Remember, these are just lyrics. They’re supposed to be a fun, supplementary part of your learning experience, not a serious do-or-die one!

For those of you who prefer more technical guidance, how about some lyric site recommendations?

Chinese lyric website mojim.com is good for all your lyric copying and pasting needs (in my experience Japanese lyric sites typically don’t let you copy any of the lines), just watch out for the sneaky promotional line they have snuck in the middle of the song somewhere. In songs full of hiragana it’s pretty easy to catch. Not to mention it blatantly says “Mojim,” so if you’re looking you’ll most likely find it.

Otherwise, some lyric sites you can’t go too wrong with include uta-net.com, and j-lyric.net. Generally, if you look up a song you’re interested in finding the lyrics for, along with the artist name, you’ll likely come across several lyric sites. Adding 歌詞 (かし) to your search and making sure everything is written in at least kana can also really help bring up native sites.

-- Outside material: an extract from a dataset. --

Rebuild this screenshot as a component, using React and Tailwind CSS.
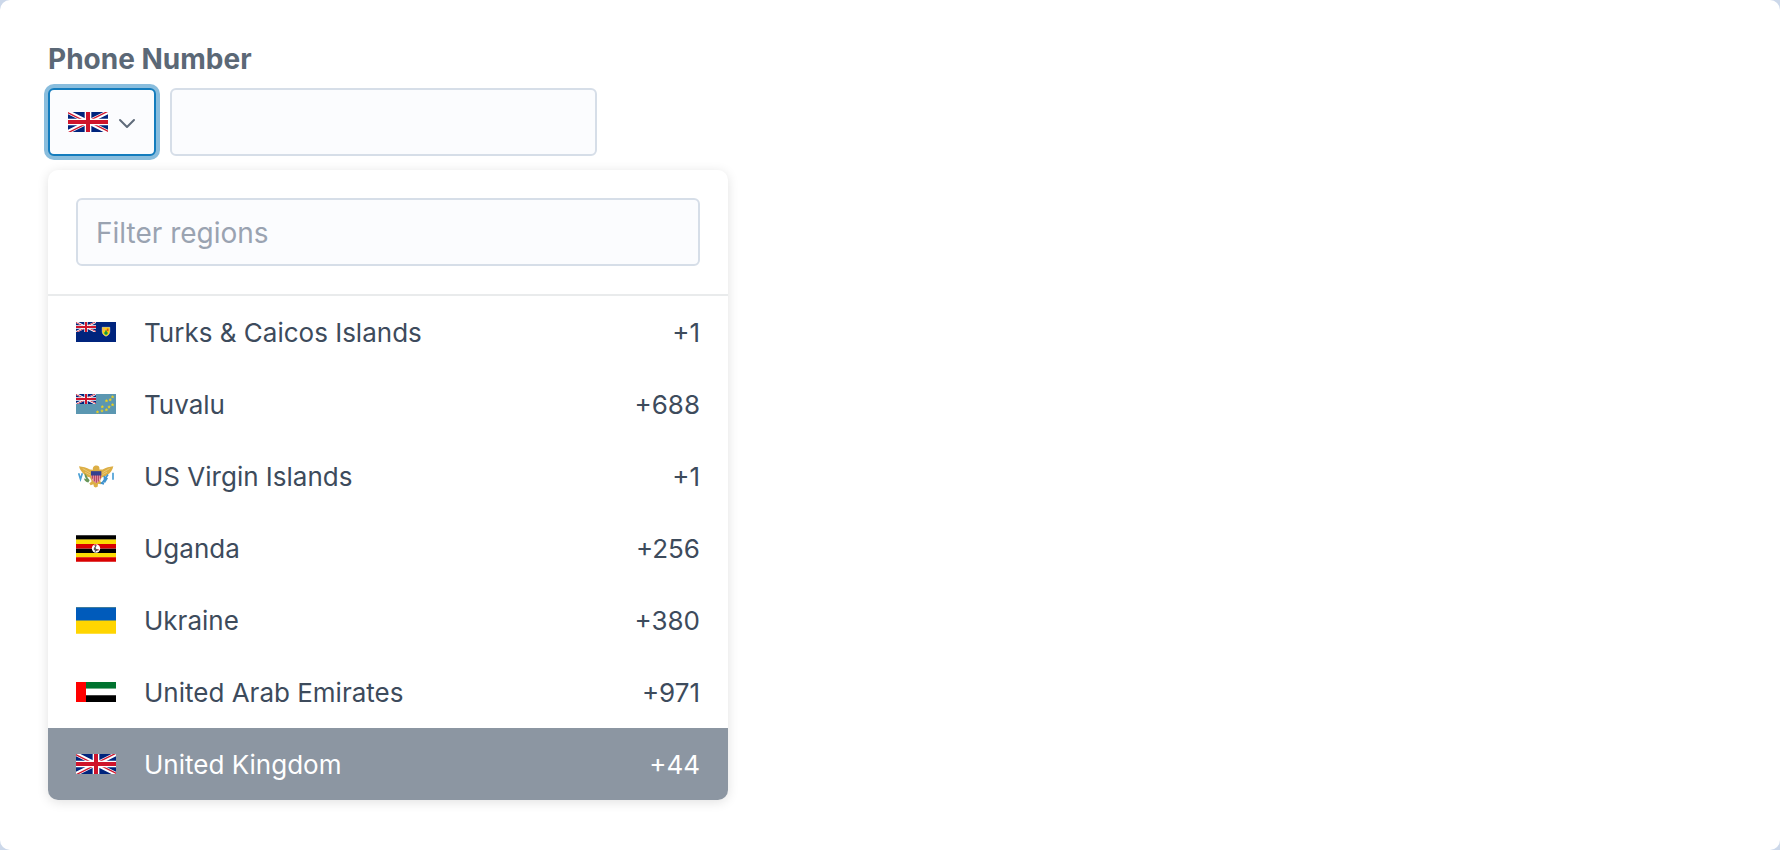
import { useId, useState } from 'react';

function UnionJack() {
  const id = useId();
  return (
    <>
      <clipPath id={id}>
        <path d="M30 15h30v15zM30 15v15H0zM30 15H0V0zM30 15V0h30z" />
      </clipPath>
      <path fill="#00247d" d="M0 0h60v30H0z" />
      <path stroke="#fff" strokeWidth="6" d="M0 0l60 30M60 0L0 30" />
      <path stroke="#cf142b" strokeWidth="4" clipPath={`url(#${id})`} d="M0 0l60 30M60 0L0 30" />
      <path stroke="#fff" strokeWidth="10" d="M30 0v30M0 15h60" />
      <path stroke="#cf142b" strokeWidth="6" d="M30 0v30M0 15h60" />
    </>
  );
}

function FlagGB() {
  return (
    <svg viewBox="0 0 60 30" className="h-5 w-10 shrink-0" aria-hidden="true">
      <UnionJack />
    </svg>
  );
}

function FlagTC() {
  return (
    <svg viewBox="0 0 40 20" className="h-5 w-10 shrink-0" aria-hidden="true">
      <path fill="#00247d" d="M0 0h40v20H0z" />
      <svg width="20" height="10" viewBox="0 0 60 30">
        <UnionJack />
      </svg>
      <path d="M26.200 5.300h7.600v4.200c0 2.400-1.700 3.900-3.800 4.800-2.100-.9-3.800-2.400-3.800-4.800z" fill="#ffd100" stroke="#fff" strokeWidth=".4" />
      <path d="M27.300 6.600h1.800v2h-1.800z" fill="#f3a089" />
      <path d="M30.800 6.600h1.700v2.600h-1.700z" fill="#d9541e" />
      <path d="M28.200 10.200h3.600v1.200L30 13.300l-1.800-1.800z" fill="#00a651" />
      <path d="M29.200 8.600h1.600v3.200h-1.600z" fill="#1b8a3a" />
    </svg>
  );
}

const TUVALU_STARS = [
  [36.6, 2.9], [34.2, 5.7], [30.5, 6.8], [36.6, 10.8], [33.1, 13],
  [26.3, 12.8], [30.4, 15.8], [26, 16.9], [21.5, 18],
];

function FlagTV() {
  return (
    <svg viewBox="0 0 40 20" className="h-5 w-10 shrink-0" aria-hidden="true">
      <path fill="#5b97b1" d="M0 0h40v20H0z" />
      <svg width="20" height="10" viewBox="0 0 60 30">
        <UnionJack />
      </svg>
      {TUVALU_STARS.map(([x, y]) => (
        <path
          key={`${x}-${y}`}
          transform={`translate(${x} ${y})`}
          fill="#f7d917"
          d="M0-1.500.4-.5 1.400-.5.6.2 1 1.200 0 .7-1 1.200-.6.2-1.400-.5-.4-.5z"
          stroke="#f0cf1a"
          strokeWidth=".3"
        />
      ))}
    </svg>
  );
}

function FlagVI() {
  return (
    <svg viewBox="0 0 120 80" className="h-[27px] w-10 shrink-0" aria-hidden="true">
      <path fill="#fff" d="M0 0h120v80H0z" />
      <path fill="none" stroke="#4a9fd4" strokeWidth="5" d="M8 30l5.500 18L19 30M111 29v21" />
      <path
        fill="#dcae45"
        d="M9 9c11 1 23 4 33 10l9 1c-2-8 3-13 10-13s11 5 9 12l10 0c9-6 21-9 32-10-2 11-8 19-16 25-6 5-12 8-19 9l-5 11 7 4-5 5-8-1-1 9-6 2-5-2-2-8-8 3-4-5 7-7-5-11c-7-1-12-4-17-9C18 27 11 19 9 9z"
      />
      <path fill="none" stroke="#f1d68d" strokeWidth="2" d="M20 16l22 13M27 27l15 8M101 16L79 29M93 27l-14 8" />
      <path fill="#e9a8b4" d="M45 28h31c0 16-3 26-15.500 32C48 54 45 44 45 28z" />
      <path fill="none" stroke="#b5405e" strokeWidth="3.500" d="M49 30v17M55 30v25M61 30v29M67 30v25M73 30v16" />
      <path fill="#34408f" d="M45 24h31v13H45z" />
      <path fill="#69965a" d="M26 30c4 5 8 9 9 14l6 7-4 7c-8-1-12-6-13-12 3 1 5 1 7 2-4-6-6-11-5-18z" />
      <path fill="none" stroke="#3f93cf" strokeWidth="5" d="M96 34L78 60M85 38l1 16M94 44l-9 14M74 59l10 3" />
    </svg>
  );
}

function FlagUG() {
  return (
    <svg viewBox="0 0 120 80" className="h-[27px] w-10 shrink-0" aria-hidden="true">
      <path fill="#000" d="M0 0h120v13.400H0zM0 40h120v13.400H0z" />
      <path fill="#fcdc04" d="M0 13.300h120v13.400H0zM0 53.300h120v13.400H0z" />
      <path fill="#d90000" d="M0 26.600h120V40H0zM0 66.600h120V80H0z" />
      <circle cx="60" cy="40" r="12.500" fill="#fff" />
      <path fill="#555" d="M56 31l5-2 1 3-3 4 1 5 7 2-3 4-5 1v3h-3l1-4-4-4 1-5 3-3z" />
      <path fill="#d90000" d="M54 30l4-3 2 2-3 2zM65 42l5 2-5 3z" />
    </svg>
  );
}

function FlagUA() {
  return (
    <svg viewBox="0 0 120 80" className="h-[27px] w-10 shrink-0" aria-hidden="true">
      <path fill="#ffd500" d="M0 0h120v80H0z" />
      <path fill="#005bbb" d="M0 0h120v40H0z" />
    </svg>
  );
}

function FlagAE() {
  return (
    <svg viewBox="0 0 120 60" className="h-5 w-10 shrink-0" aria-hidden="true">
      <path fill="#00732f" d="M0 0h120v20H0z" />
      <path fill="#fff" d="M0 20h120v20H0z" />
      <path fill="#000" d="M0 40h120v20H0z" />
      <path fill="#f00" d="M0 0h30v60H0z" />
    </svg>
  );
}

const REGIONS = [
  { name: 'Turks & Caicos Islands', code: '+1', Flag: FlagTC },
  { name: 'Tuvalu', code: '+688', Flag: FlagTV },
  { name: 'US Virgin Islands', code: '+1', Flag: FlagVI },
  { name: 'Uganda', code: '+256', Flag: FlagUG },
  { name: 'Ukraine', code: '+380', Flag: FlagUA },
  { name: 'United Arab Emirates', code: '+971', Flag: FlagAE },
  { name: 'United Kingdom', code: '+44', Flag: FlagGB },
];

const FIELD = 'h-[68px] rounded-md border-2 border-[#d6dee8] bg-[#fbfcfe] px-[18px] pt-0.5 text-[28px] text-[#3d4b5c] outline-none';

export default function App() {
  const [selected, setSelected] = useState('United Kingdom');
  const [query, setQuery] = useState('');
  const current = REGIONS.find((region) => region.name === selected);
  const visible = REGIONS.filter((region) => region.name.toLowerCase().includes(query.toLowerCase()));

  return (
    <div className="bg-[#ccd8ea] font-['Inter','Liberation_Sans',sans-serif]">
      <main className="min-h-screen rounded-[10px] bg-white px-12 pt-10 pb-12">
        <label htmlFor="phone" className="block text-[28px] leading-[38px] font-bold text-[#5b6876]">
          Phone Number
        </label>
        <div className="mt-2.5 flex max-w-[549px] gap-3.5">
          <button
            type="button"
            aria-label="Select region"
            aria-expanded="true"
            className="flex h-[68px] w-[108px] shrink-0 items-center gap-2.5 rounded-md border-2 border-[#137cbd] bg-[#fbfcfe] px-[18px] ring-4 ring-[#89bddd]"
          >
            <current.Flag />
            <svg viewBox="0 0 18 18" className="size-[18px] shrink-0" aria-hidden="true">
              <path d="M2 7l7 7 7-7" fill="none" stroke="#5f6b7a" strokeWidth="2" strokeLinecap="round" strokeLinejoin="round" />
            </svg>
          </button>
          <input id="phone" type="tel" className={`min-w-0 flex-1 ${FIELD}`} />
        </div>

        <div className="mt-3.5 max-w-[680px] overflow-hidden rounded-[10px] bg-white shadow-[0_2px_12px_rgba(0,0,0,0.12)]">
          <div className="border-b-2 border-[#e9ebec] p-7">
            <input
              type="text"
              aria-label="Filter regions"
              placeholder="Filter regions"
              value={query}
              onChange={(event) => setQuery(event.target.value)}
              className={`block w-full placeholder:text-[#9aa3b1] ${FIELD}`}
            />
          </div>
          <ul>
            {visible.map(({ name, code, Flag }) => (
              <li key={name}>
                <button
                  type="button"
                  aria-pressed={name === selected}
                  onClick={() => setSelected(name)}
                  className={`flex h-[72px] w-full items-center gap-7 px-7 text-left text-[26px] ${
                    name === selected ? 'bg-[#8c96a2] text-white' : 'text-[#3d4b5c]'
                  }`}
                >
                  <Flag />
                  <span className="flex-1">{name}</span>
                  <span>{code}</span>
                </button>
              </li>
            ))}
          </ul>
        </div>
      </main>
    </div>
  );
}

There’s also this handy FluentU guide that talks about finding song lyrics with ease, which goes into far more detail than I do here. (And has more music recommendations, wink wink!)

Are you feeling ready to seek out more simple songs now?

Or maybe just get through these to see how you like learning the lyrics?

Then slip into your favorite music listening position, get your vocal chords ready and get to learning those songs!